In [1]:
%load_ext line_profiler
%load_ext cython

In [2]:
import numpy as np
import pandas as pd
from collections import defaultdict

In [3]:
y = np.random.randint(2, size=(500, 1))
x = np.random.randint(10, size=(500, 1))
data = pd.DataFrame(np.concatenate([y, x], axis=1), columns=['y', 'x'])

In [4]:
def target_mean_v1(data, y_name, x_name):
    result = np.zeros(data.shape[0])
    for i in range(data.shape[0]):
        groupby_result = data[data.index != i].groupby([x_name], as_index=False).agg(['mean', 'count'])
        result[i] = groupby_result.loc[groupby_result.index == data.loc[i, x_name], (y_name, 'mean')]
    return result

def test_eq(a, b):
    assert np.allclose(a, b)

In [5]:
def target_mean_v2(data, y_name, x_name):
    result = np.zeros(data.shape[0])
    value_dict = dict()
    count_dict = dict()
    for i in range(data.shape[0]):
        if data.loc[i, x_name] not in value_dict.keys():
            value_dict[data.loc[i, x_name]] = data.loc[i, y_name]
            count_dict[data.loc[i, x_name]] = 1
        else:
            value_dict[data.loc[i, x_name]] += data.loc[i, y_name]
            count_dict[data.loc[i, x_name]] += 1
    for i in range(data.shape[0]):
        result[i] = (value_dict[data.loc[i, x_name]] - data.loc[i, y_name]) / (count_dict[data.loc[i, x_name]] - 1)
    return result

In [5]:
test_eq(target_mean_v1(data, 'y', 'x'), target_mean_v2(data, 'y', 'x'))

In [6]:
%%timeit
res_v1 = target_mean_v1(data, 'y', 'x')

1.48 s ± 11.9 ms per loop (mean ± std. dev. of 7 runs, 1 loop each)


In [7]:
%%timeit
res_v2 = target_mean_v2(data, 'y', 'x')

27.1 ms ± 1.61 ms per loop (mean ± std. dev. of 7 runs, 10 loops each)


In [8]:
print(f"V2: Speed up {1.48 / (27.1 / 1e3):.1f} times")

V2: Speed up 54.6 times


In [9]:
def target_mean_v3(data, y_name, x_name):
    n = data.shape[0]
    X = data[x_name].values
    Y = data[y_name].values
    value_dict = defaultdict(lambda:0)
    count_dict = defaultdict(lambda:0)
    for x, y in zip(X, Y):
        value_dict[x] += y
        count_dict[x] += 1
    result = [(value_dict[x] - y) / (count_dict[x] - 1) for x, y in zip(X, Y)]
    return result

In [10]:
test_eq(target_mean_v1(data, 'y', 'x'), target_mean_v3(data, 'y', 'x'))

In [11]:
%%timeit
res_v3 = target_mean_v3(data, 'y', 'x')

698 µs ± 5.93 µs per loop (mean ± std. dev. of 7 runs, 1000 loops each)


In [12]:
print(f"V3: Speed up {1.48 / (698 / 1e6):.1f} times")

V3: Speed up 2120.3 times


In [24]:
%%cython -a

import numpy as np
cimport numpy as c_np
cimport cython

@cython.boundscheck(False)
@cython.wraparound(False)
@cython.cdivision(True)
cpdef void _target_mean_v3_cy(double[:] result, int[:] X, double[:] Y, int[:] cnt, double[:] val, int n):
    for i from 0 <= i < n:
#         int x = X[i]
        val[X[i]] += Y[i]
        cnt[X[i]] += 1

    for i from 0 <= i < n:
        result[i] = (val[X[i]] - Y[i]) / (cnt[X[i]] - 1)
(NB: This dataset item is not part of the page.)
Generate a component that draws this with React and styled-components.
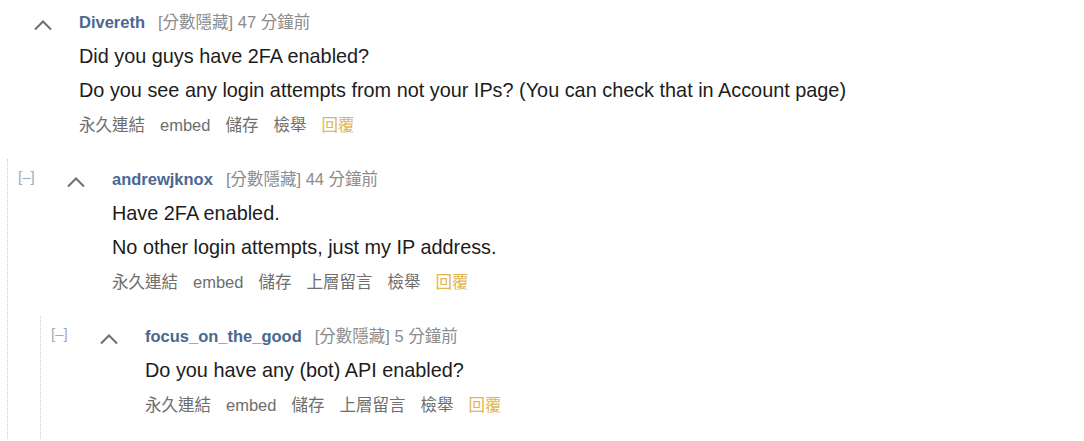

@cython.boundscheck(False)
@cython.wraparound(False)
@cython.cdivision(True)
def target_mean_v3_cy(data, x_name, y_name):
    cdef int n = data.shape[0]
    cdef c_np.ndarray[int, ndim=1] X = data[x_name].values
    cdef c_np.ndarray[double, ndim=1] Y = data[y_name].values
    cdef c_np.ndarray[short, ndim=1] cnt = np.zeros(10, dtype=np.int16)
    cdef c_np.ndarray[double, ndim=1] val = np.zeros(10)
    out = np.empty(n)
    cdef c_np.ndarray[double, ndim=1] result = out
    _target_mean_v3_cy(result, X, Y, cnt, val, n)
    return out

In [25]:
test_eq(target_mean_v1(data, 'y', 'x'), target_mean_v3_cy(data, 'y', 'x'))

ValueError: Buffer dtype mismatch, expected 'int' but got 'long'

In [10]:
%%cython -a

cimport numpy as np

cpdef void _target_mean_v3_cy(double[:] result, int[:] X, double[:] Y, int n, int[:] cnt, int[:] val):    
    for i from 0 <= i < n:
#         cdef int x = X[i]
        val[X[i]] += Y[i]
        cnt[X[i]] += 1

    for i from 0 <= i < n:
        result[i] = (val[X[i]] - Y[i]) / (cnt[X[i]] - 1)
        
def target_mean_v3_cy(data, y_name, x_name):
    cdef long int n = data.shape[0]
    cdef 
    out = np.empty(n)
    n_class = 10
    
    _target_mean_v3_cy(out, data[x_name].values, data[y_name].values, n)
    return out


Error compiling Cython file:
------------------------------------------------------------
...

import numpy as np

cpdef void _target_mean_v3_cy(double[:] result, int[:] X, double[:] Y, int n, int n_class):
    cdef int[:] cnt = [0] * n_class
                     ^
------------------------------------------------------------

/home/alex/.cache/ipython/cython/_cython_magic_d0a9aaa36d518ba6653b25cd7b94f77d.pyx:5:22: Cannot coerce multiplied list to 'int[:]'

Error compiling Cython file:
------------------------------------------------------------
...

import numpy as np

cpdef void _target_mean_v3_cy(double[:] result, int[:] X, double[:] Y, int n, int n_class):
    cdef int[:] cnt = [0] * n_class
    cdef int[:] val = [0] * n_class
                     ^
------------------------------------------------------------

/home/alex/.cache/ipython/cython/_cython_magic_d0a9aaa36d518ba6653b25cd7b94f77d.pyx:6:22: Cannot coerce multiplied list to 'int[:]'

Error compiling Cython file:
------------

In [None]:
# cpdef void _target_mean_v3_cy(double[:] result, int[:] X, str[:] x_name):
#     cdef long int n = data.shape[0]
#     cdef int[:] X = data[x_name].values
#     cdef double[:] Y = data[y_name].values
#     cdef list cnt = [0] * 10
#     cdef list val = [0] * 10
    
#     for i from 0 <= i < n:
# #         int x = X[i]
#         val[X[i]] += Y[i]
#         cnt[X[i]] += 1

#     for i from 0 <= i < n:
#         result[i] = (val[X[i]] - Y[i]) / (cnt[X[i]] - 1)

In [16]:
import ray
ray.init()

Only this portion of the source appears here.